A completare la tutela della parte ci sono allora le altre specifiche norme previste dallo stesso Codice di Procedura, quali, ad esempio, l’art. 534 ter c.p.c., che prevede la possibilità delle parti di proporre “reclamo” al giudice dell’esecuzione mobiliare “avverso gli atti del professionista delegato o del commissionario”; l’art. 591 ter c.p.c., che prevede analogo reclamo avverso gli atti del professionista delegato nell’espropriazione immobiliare; l’art. 610 c.p.c., che, nella esecuzione per consegna o rilascio, ammette le parti a “chiedere al giudice dell’esecuzione, anche verbalmente, i provvedimenti temporanei occorrenti” laddove “sorgano difficoltà che non ammettono dilazione”; e ancora l’art. 613 c.p.c. che, nell’esecuzione degli obblighi di fare o non fare, prevede la possibilità (anche se ivi si cita solo l’ufficiale giudiziario) di chiedere la giudice dell’esecuzione le “opportune disposizioni” per “eliminare le difficoltà che sorgono nel corso dell’esecuzione”.
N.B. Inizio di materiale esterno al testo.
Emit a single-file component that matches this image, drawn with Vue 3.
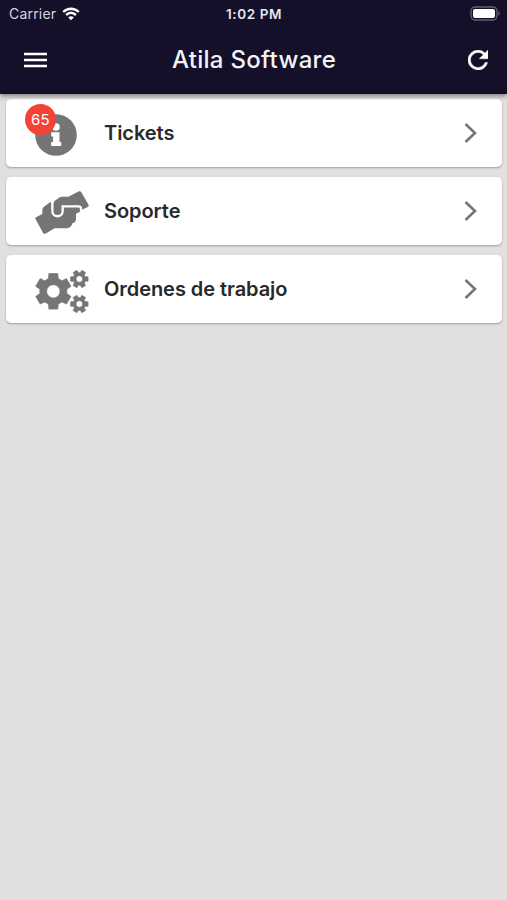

Si può quindi dire che l’ordinamento, che non ammette che gli atti posti in essere dagli ausiliari del giudice siano oggetto delle impugnazioni previste dal Codice di Procedura Civile solo per i provvedimenti del giudice, ammette però la possibilità di rivolgersi a quest’ultimo per reclamare tali atti degli ausiliari, ove previsto, o quantomeno per proporre istanze volte a lamentare attività od omissioni degli ausiliari e sollecitare il giudice ad adottare un provvedimento rimediale, che, questo, sì, sarà allora possibile oggetto di vera e propria impugnazione nelle forme previste dal Codice: “solo dopo che il giudice stesso si sarà pronunciato sull’istanza dell’interessato sarà possibile impugnare il suo provvedimento con le modalità di cui all’art. 617 cod. proc. civ.” (Cass. 5175/2018).